Noi giapponesi non siamo così, afferma invece Norinaga. Nei tempi antichi eravamo più sinceri, più appassionati, come risulta dal Kojiki e altre fonti. L’essenza del nostro carattere è mono no aware, l’empatia nei confronti delle cose.
Simbolo di ciò sono i fiori di ciliegio. A essi Norinaga dedica moltissime poesie.

In effetti, nel momento in cui sbocciano i sakura, la più banale strada cittadina qui si trasforma in un mondo incantato. Tanta bellezza dura solo qualche giorno e poi scompare. È proprio la sua qualità effimera che la rende emozionante, indimenticabile.

“Se mi chiedono cosa sia
lo spirito del Giappone antico
sono fiori di ciliegio selvatico
che olezzano
nel sole del mattino.”

Proprio come quei fiori, la bellezza della visione di Norinaga ha vita breve. Qualcuno tra i suoi allievi comincia a travisarla. Da “peculiarità” del carattere giapponese si passa a “superiorità”. La natura divina, che il Kojiki attribuisce alla sola stirpe imperiale, viene estesa a tutto il popolo. I monasteri buddhisti vengono bruciati. Sta per nascere un mostro: lo shinto di stato, centrato sul culto dell’imperatore.

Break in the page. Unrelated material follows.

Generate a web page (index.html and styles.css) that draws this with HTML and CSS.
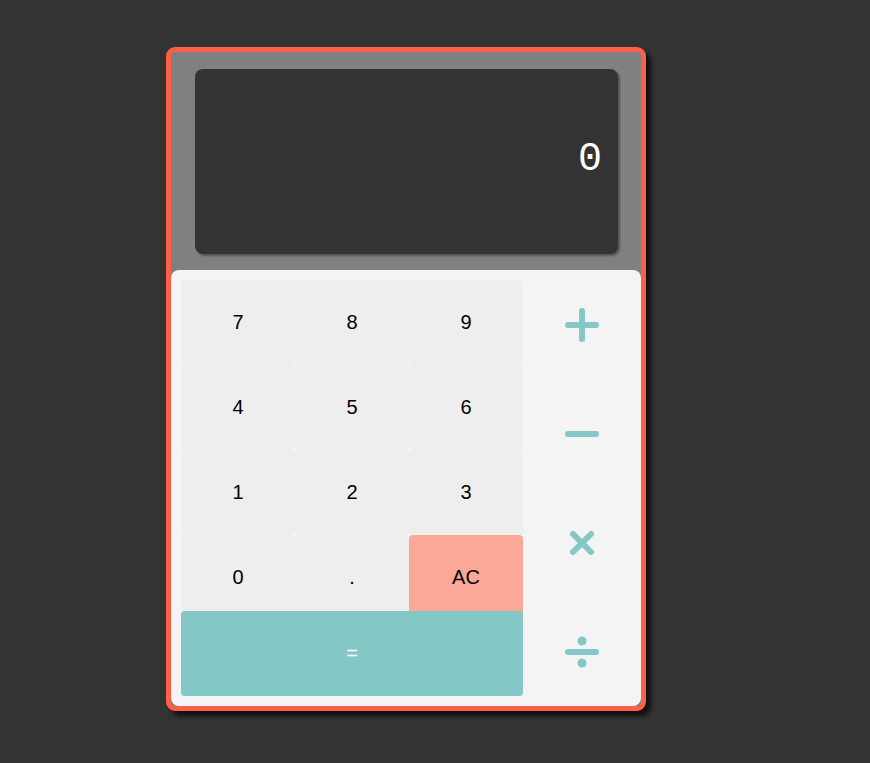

Un oni (demone), foto tratta da un libro della biblioteca del Marito di G. M. Francese

Il Giappone ha una ricca iconografia di mostri. Gli oni, kaiju e yokai del folklore locale, oggi popolano con grande successo il mondo dei manga. I mostri veri però, quelli inquietanti, si nascondono nelle pieghe oscure dell’animo.
Per fare la guerra ci vuole un mito: qualcosa di profondamente radicato nell’animo di un popolo, e che possa sembrare un nobile ideale. È davvero triste che questo ruolo, nel caso del Giappone sia toccato ai miti dello shinto, così belli nella loro naturalezza e al bushido, il codice d’onore dei samurai. Sono stati snaturati per giustificare l’ingiustificabile: proprio come è accaduto in altri paesi del mondo, compreso il nostro.

Il campione di baseball Otani Shohei (da Wikimedia)

Gli anni sono passati. La generazione che ha vissuto la guerra sta scomparendo. Sul trono del crisantemo siede il 126’ tennō; l’idolo delle masse però in questo momento non è lui, ma un campione di baseball. Speriamo che la cucina dei demoni abbia chiuso i battenti.